To the Editor:

In your recent article regarding the Yale for Edwards group (“Campus grassroots snubs Edwards,” 10/17), the organization’s co-president states, “Edwards has the experience he will need to ward off the Republican attack machine.” This statement seems to be derived solely from Edwards’ six years in the U.S. Senate and his failed presidential campaign of 2004. In fact, on the grounds of experience alone, Barack Obama stands out well ahead of Edwards.

Obama, by the time of the 2008 election, will have served a total of 12 years in elected office, eight years in the Illinois State Senate and four in the U.S. Senate. Edwards’ whole political career has consisted of only six years in the U.S. Senate. Obama has spent more time in elected office than Hillary Clinton, as well, whose Senate career started in 2000.

The point here is that the whole definition of experience in this political campaign needs to change. In judging our candidates, we should look at their track records in office, not the amount of national press they have received in the past.
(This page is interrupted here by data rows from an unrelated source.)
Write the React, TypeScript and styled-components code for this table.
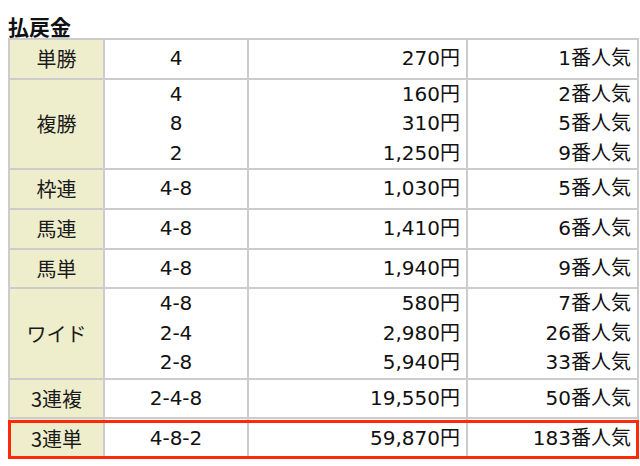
import React from "react";
import styled, { createGlobalStyle } from "styled-components";

const Global = createGlobalStyle`
  html, body { margin: 0; padding: 0; background: #fff; }
  body {
    font-family: "DejaVu Sans", "Noto Sans CJK JP", sans-serif;
    color: #111;
  }
`;

const Page = styled.div`
  padding: 14px 0 0 8px;
`;

const Heading = styled.h2`
  margin: 0;
  font-size: 21px;
  line-height: 24px;
  font-weight: bold;
  font-family: "Noto Sans CJK JP", sans-serif;
  color: #111;
`;

const TableWrap = styled.div`
  position: relative;
  width: 629px;
`;

const Table = styled.table`
  width: 629px;
  table-layout: fixed;
  border-collapse: separate;
  border-spacing: 0;
  border: 1px solid #ccc;
  font-size: 20px;
`;

const Col = styled.col<{ $w: number }>`
  width: ${(p) => p.$w}px;
`;

const Label = styled.th`
  background: #eeeecd;
  border: 1px solid #ccc;
  font-weight: normal;
  font-family: "Noto Sans CJK JP", sans-serif;
  font-size: 20px;
  color: #1a1a1a;
  text-align: center;
  padding: 0;
  height: 37.7px;
  line-height: 29.5px;
`;

const Cell = styled.td<{ $align: "center" | "right" }>`
  background: #fff;
  border: 1px solid #ccc;
  text-align: ${(p) => p.$align};
  padding: 0 ${(p) => (p.$align === "right" ? "6px" : "0")} 0 0;
  height: 37.7px;
  line-height: 29.5px;
  font-family: "DejaVu Sans", "Noto Sans CJK JP", sans-serif;
  color: #111;
  white-space: nowrap;
`;

const Line = styled.div`
  display: block;
`;

const Highlight = styled.div`
  position: absolute;
  left: 0;
  right: -2px;
  bottom: 0;
  height: 39px;
  border: 3px solid #ff2a0a;
  box-sizing: border-box;
  pointer-events: none;
`;

type Entry = [string, string, string];
type Row = { label: string; entries: Entry[] };

const rows: Row[] = [
  { label: "単勝", entries: [["4", "270円", "1番人気"]] },
  {
    label: "複勝",
    entries: [
      ["4", "160円", "2番人気"],
      ["8", "310円", "5番人気"],
      ["2", "1,250円", "9番人気"],
    ],
  },
  { label: "枠連", entries: [["4-8", "1,030円", "5番人気"]] },
  { label: "馬連", entries: [["4-8", "1,410円", "6番人気"]] },
  { label: "馬単", entries: [["4-8", "1,940円", "9番人気"]] },
  {
    label: "ワイド",
    entries: [
      ["4-8", "580円", "7番人気"],
      ["2-4", "2,980円", "26番人気"],
      ["2-8", "5,940円", "33番人気"],
    ],
  },
  { label: "3連複", entries: [["2-4-8", "19,550円", "50番人気"]] },
  { label: "3連単", entries: [["4-8-2", "59,870円", "183番人気"]] },
];

const Stack = ({ items }: { items: string[] }) => (
  <>
    {items.map((t, i) => (
      <Line key={i}>{t}</Line>
    ))}
  </>
);

export default function App() {
  return (
    <>
      <Global />
      <Page>
        <Heading>払戻金</Heading>
        <TableWrap>
          <Table>
            <colgroup>
              <Col $w={95} />
              <Col $w={144} />
              <Col $w={219} />
              <Col $w={171} />
            </colgroup>
            <tbody>
              {rows.map((r) => (
                <tr key={r.label}>
                  <Label>{r.label}</Label>
                  <Cell $align="center">
                    <Stack items={r.entries.map((e) => e[0])} />
                  </Cell>
                  <Cell $align="right">
                    <Stack items={r.entries.map((e) => e[1])} />
                  </Cell>
                  <Cell $align="right">
                    <Stack items={r.entries.map((e) => e[2])} />
                  </Cell>
                </tr>
              ))}
            </tbody>
          </Table>
          <Highlight />
        </TableWrap>
      </Page>
    </>
  );
}
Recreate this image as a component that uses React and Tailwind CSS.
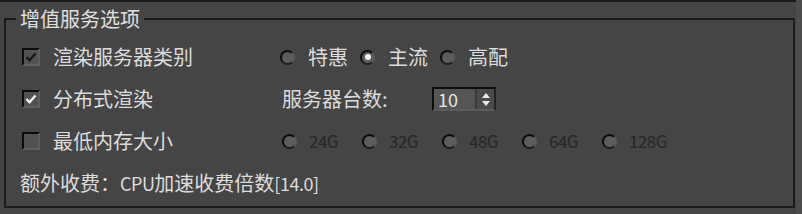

Edwards’ failed bid for the presidency does not make him more qualified to be president than a man who has served in office for far longer than him.

Obama’s time in the Illinois Senate gave him a valuable outsider’s perspective on what’s wrong with Washington, something we need in a time when partisan rancor within the capital itself threatens to perpetuate the disastrous policies of the Bush administration. It was this outsider’s perspective that allowed him to see the Iraq war for the folly it was from the very start, something both Edwards and Clinton failed to realize.

So, before anyone attacks Obama’s “experience,” I would suggest they review the facts more closely.

David Winger

Oct. 18

Winger is a senior in Berkeley College.